The city said the ATSDR report cited a “lack of environmental data” but failed to cite blood-lead level testing conducted by Indiana’s Childhood Poisoning Lead Elimination Plan and the East Chicago Health Department from 1991 to 2011.
Despite objections from the city and Copeland, the EPA in 2012 selected its proposed remediation plan to excavate up to 2 feet of soil, put down barriers to cover any remaining contamination and bring in clean soil at an estimated cost of $28.9 million. The city was pushing for an alternative that called for excavation down to native sand, which is generally not contaminated, at a cost of $43.8 million.
EPA noted in a 2012 Record of Decision that the highest lead and arsenic concentrations were found in the public housing complex and appeared to be related to operations at the Anaconda facility that once stood there.
EPA began sampling the soil at West Calumet and Carrie Gosch Elementary in November 2014 and received completed results in April 2015, according to its website. The city said it made repeated requests for the results during meetings at EPA offices in Chicago, but did not receive results until May 24 this year.

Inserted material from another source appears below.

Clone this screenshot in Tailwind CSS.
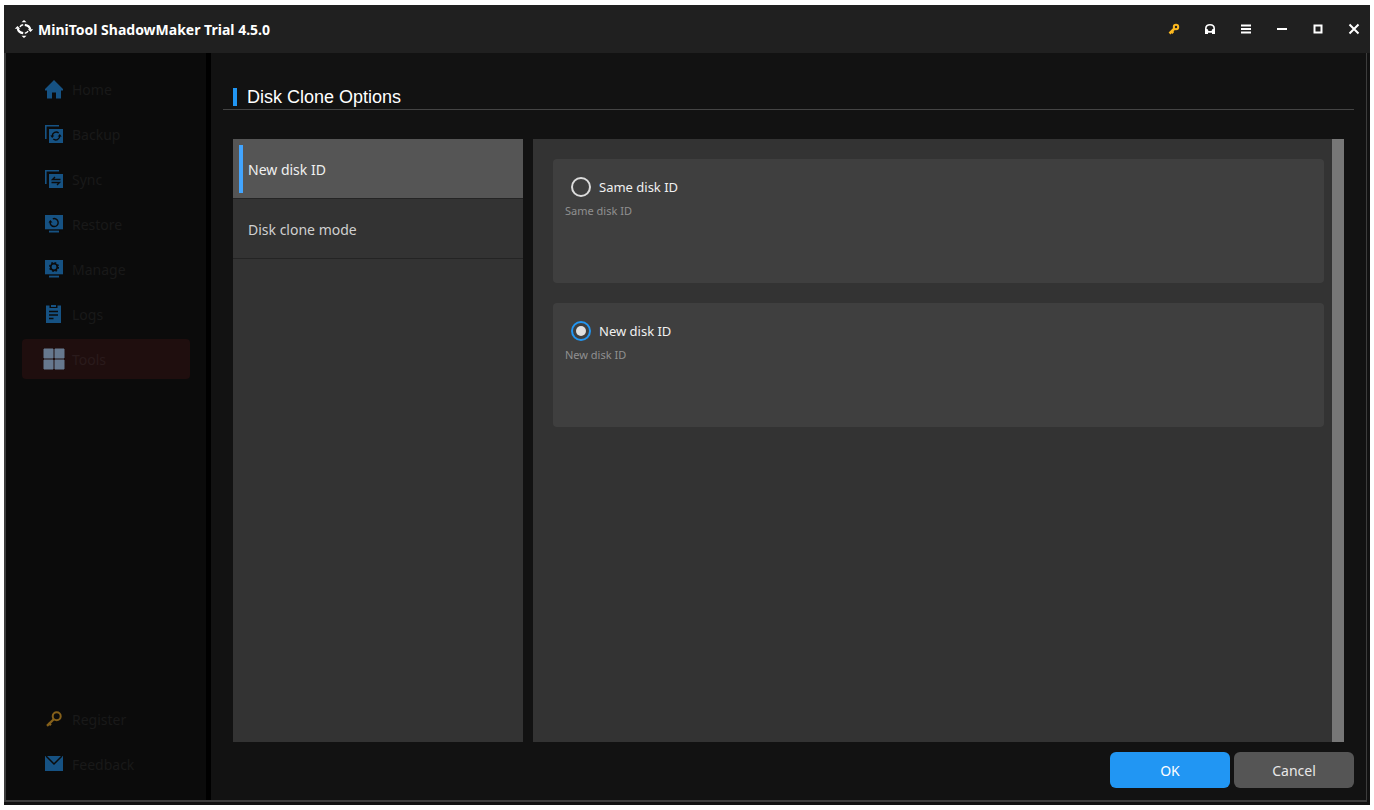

The city on June 6, in a meeting with EPA and U.S. Department of Housing and Urban Development officials, requested that residents immediately be relocated, before the EPA begins excavation, according to the city’s timeline. In July, the city sent a letter to EPA requesting, in part, that the agency “develop a more comprehensive remedial plan” in light of the 2014-2015 findings.
It appears change still may be possible. According to a statement at the Superfund website, the EPA is currently negotiating a potential revision to a 2014 settlement with Atlantic Richfield and DuPont in which the two companies — successors to the businesses responsible for the contamination — would conduct the remediation work instead of the EPA.
* Editor's note: This story has been updated from a previous version.